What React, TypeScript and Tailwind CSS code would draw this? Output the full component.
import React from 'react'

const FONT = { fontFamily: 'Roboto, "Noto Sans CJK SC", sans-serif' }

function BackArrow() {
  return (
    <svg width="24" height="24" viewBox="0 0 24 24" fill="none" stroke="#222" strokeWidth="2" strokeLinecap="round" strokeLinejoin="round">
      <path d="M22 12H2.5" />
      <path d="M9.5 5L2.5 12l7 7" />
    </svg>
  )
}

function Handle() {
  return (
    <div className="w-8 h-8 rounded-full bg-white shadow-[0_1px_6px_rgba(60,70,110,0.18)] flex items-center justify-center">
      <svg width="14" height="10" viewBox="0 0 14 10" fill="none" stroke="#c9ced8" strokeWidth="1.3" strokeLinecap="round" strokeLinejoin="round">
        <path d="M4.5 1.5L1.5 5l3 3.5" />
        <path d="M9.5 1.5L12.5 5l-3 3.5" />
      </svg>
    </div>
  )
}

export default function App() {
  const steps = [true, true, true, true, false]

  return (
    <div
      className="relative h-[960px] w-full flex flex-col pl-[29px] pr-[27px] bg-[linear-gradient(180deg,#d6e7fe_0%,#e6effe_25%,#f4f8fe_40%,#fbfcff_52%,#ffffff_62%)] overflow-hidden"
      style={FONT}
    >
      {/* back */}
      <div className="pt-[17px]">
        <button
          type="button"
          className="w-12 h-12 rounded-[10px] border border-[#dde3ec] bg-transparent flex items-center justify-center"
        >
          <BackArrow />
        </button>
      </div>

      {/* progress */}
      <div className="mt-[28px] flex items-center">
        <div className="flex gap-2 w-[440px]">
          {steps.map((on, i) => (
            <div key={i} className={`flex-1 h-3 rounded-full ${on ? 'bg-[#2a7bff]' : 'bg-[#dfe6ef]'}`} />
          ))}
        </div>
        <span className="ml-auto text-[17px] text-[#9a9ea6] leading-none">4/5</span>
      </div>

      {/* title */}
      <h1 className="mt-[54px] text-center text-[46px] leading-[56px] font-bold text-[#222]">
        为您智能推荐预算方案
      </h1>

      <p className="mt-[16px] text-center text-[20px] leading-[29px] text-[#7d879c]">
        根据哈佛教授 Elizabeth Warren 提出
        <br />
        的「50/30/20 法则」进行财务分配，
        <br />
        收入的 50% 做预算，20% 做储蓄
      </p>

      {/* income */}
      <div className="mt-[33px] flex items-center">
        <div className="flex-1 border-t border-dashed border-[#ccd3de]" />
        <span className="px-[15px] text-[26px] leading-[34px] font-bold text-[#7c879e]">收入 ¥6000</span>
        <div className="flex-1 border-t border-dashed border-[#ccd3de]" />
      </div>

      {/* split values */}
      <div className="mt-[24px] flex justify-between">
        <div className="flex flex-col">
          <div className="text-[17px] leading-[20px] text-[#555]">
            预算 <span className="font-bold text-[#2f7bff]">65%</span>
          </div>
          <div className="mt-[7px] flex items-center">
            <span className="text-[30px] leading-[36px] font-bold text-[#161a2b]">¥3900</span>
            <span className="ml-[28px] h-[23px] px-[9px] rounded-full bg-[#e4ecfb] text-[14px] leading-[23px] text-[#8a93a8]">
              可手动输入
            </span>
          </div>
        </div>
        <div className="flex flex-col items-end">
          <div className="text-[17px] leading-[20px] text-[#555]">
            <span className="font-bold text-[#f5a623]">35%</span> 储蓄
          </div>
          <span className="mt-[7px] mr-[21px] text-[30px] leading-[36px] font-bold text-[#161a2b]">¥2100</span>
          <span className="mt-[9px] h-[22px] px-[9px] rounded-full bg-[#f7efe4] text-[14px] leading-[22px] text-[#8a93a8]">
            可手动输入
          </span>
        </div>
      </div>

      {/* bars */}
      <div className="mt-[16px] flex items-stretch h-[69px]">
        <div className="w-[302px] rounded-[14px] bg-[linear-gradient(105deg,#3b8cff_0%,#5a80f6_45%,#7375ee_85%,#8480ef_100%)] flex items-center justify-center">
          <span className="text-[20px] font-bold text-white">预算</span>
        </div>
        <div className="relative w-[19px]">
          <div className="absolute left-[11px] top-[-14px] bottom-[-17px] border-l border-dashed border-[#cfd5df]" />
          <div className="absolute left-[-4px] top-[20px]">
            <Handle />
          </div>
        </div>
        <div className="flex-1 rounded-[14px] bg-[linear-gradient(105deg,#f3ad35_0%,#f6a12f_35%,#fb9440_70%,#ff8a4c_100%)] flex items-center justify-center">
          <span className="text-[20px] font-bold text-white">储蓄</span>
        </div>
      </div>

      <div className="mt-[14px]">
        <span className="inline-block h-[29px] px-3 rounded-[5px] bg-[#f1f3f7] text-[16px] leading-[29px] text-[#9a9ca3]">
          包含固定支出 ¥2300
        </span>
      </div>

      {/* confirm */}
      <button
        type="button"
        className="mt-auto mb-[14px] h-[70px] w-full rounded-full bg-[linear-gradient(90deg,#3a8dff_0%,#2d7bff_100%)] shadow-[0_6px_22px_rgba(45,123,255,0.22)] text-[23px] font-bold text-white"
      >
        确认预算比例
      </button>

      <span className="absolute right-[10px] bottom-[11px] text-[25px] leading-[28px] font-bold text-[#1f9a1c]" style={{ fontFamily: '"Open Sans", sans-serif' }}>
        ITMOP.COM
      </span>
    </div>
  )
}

========

* [EXERCISE]
Using the listing above, list every line in which the string "full" occurs.

* [SOLVED EXERCISE]
What React, TypeScript and Tailwind CSS code would draw this? Output the full component.
    <div className="w-8 h-8 rounded-full bg-white shadow-[0_1px_6px_rgba(60,70,110,0.18)] flex items-center justify-center">
      className="relative h-[960px] w-full flex flex-col pl-[29px] pr-[27px] bg-[linear-gradient(180deg,#d6e7fe_0%,#e6effe_25%,#f4f8fe_40%,#fbfcff_52%,#ffffff_62%)] overflow-hidden"
            <div key={i} className={`flex-1 h-3 rounded-full ${on ? 'bg-[#2a7bff]' : 'bg-[#dfe6ef]'}`} />
            <span className="ml-[28px] h-[23px] px-[9px] rounded-full bg-[#e4ecfb] text-[14px] leading-[23px] text-[#8a93a8]">
          <span className="mt-[9px] h-[22px] px-[9px] rounded-full bg-[#f7efe4] text-[14px] leading-[22px] text-[#8a93a8]">
        className="mt-auto mb-[14px] h-[70px] w-full rounded-full bg-[linear-gradient(90deg,#3a8dff_0%,#2d7bff_100%)] shadow-[0_6px_22px_rgba(45,123,255,0.22)] text-[23px] font-bold text-white"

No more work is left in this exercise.